While there are certainly some unjustifiable anomalies in that system, it generally acts as a financial floor for low-paid workers in areas traditionally open to exploitation such as construction and the hospitality industry.

So, what should have been a victory for the social justice agenda just looked, not so much like robbing Peter to pay Paul, but more like robbing the poorly paid to pay the even more poorly paid.

But then, while Labour opted for fresh faces, Fine Gael did make the very strange decision to keep on both Brian Cowen’s and Mary Harney’s press chiefs after the election, so what change in PR attitudes should we have expected?

Cowen and Harney were the two worst communicators in a Cabinet notorious for its lack of empathetic outreach ability.

Indeed, whenever Cowen or Harney tried to get a message across it usually met with the same level of success one imagines CoCo The Clown would achieve if he attempted to broker a ceasefire in Libya.

Which brings us to what I’d rank as the best headline of the past year.

No, not the one from the same newspaper that brought us the fake human/dinosaur hook-up hope, which read: “Was The Bible A Forgery?” Though, it must be said that is an engagingly stupid headline, as either one believes the Bible to be the word of God himself, or one believes it to be a collection of fables, but either way the suspicion of plagiarism does not usually pop into the reader’s head — “And on the seventh day God sued his publisher for infringement of intellectual property rights...”

No, my favourite headline of the year is also strangely redolent for the Government as it concerns the humbling of BP — an arrogant giant brought down by its own hubris.

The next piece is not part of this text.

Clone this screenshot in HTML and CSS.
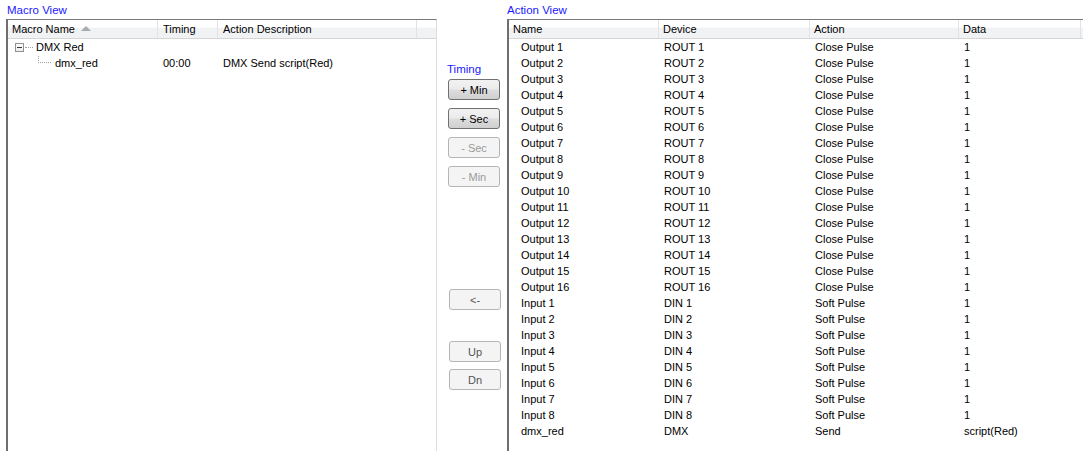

BP thought it was too big to fail and its own slickness would wipe away that little local difficulty when 40,000 gallons of oil per day were spewing into the Gulf of Mexico — instead, the slick engulfed BP and ended up costing it $14 billion and a shredded reputation.

The low point in the PR calamity came when BP chief Tony Hayward insisted he was keen to sort the mess out because: “I want my life back.”

When he was finally ousted, one news website ran the brilliantly sardonic, brilliantly disdainful headline: “Hayward Gets Life Back, Eleven Workers Still Dead.”

The Government, with its record Dáil majority, may feel it is too big to fail, but by failing to manage expectations and succeeding in mangling its message, it is in danger of not just leaving the public feeling hoodwinked, but ready to turn against it very quickly as well.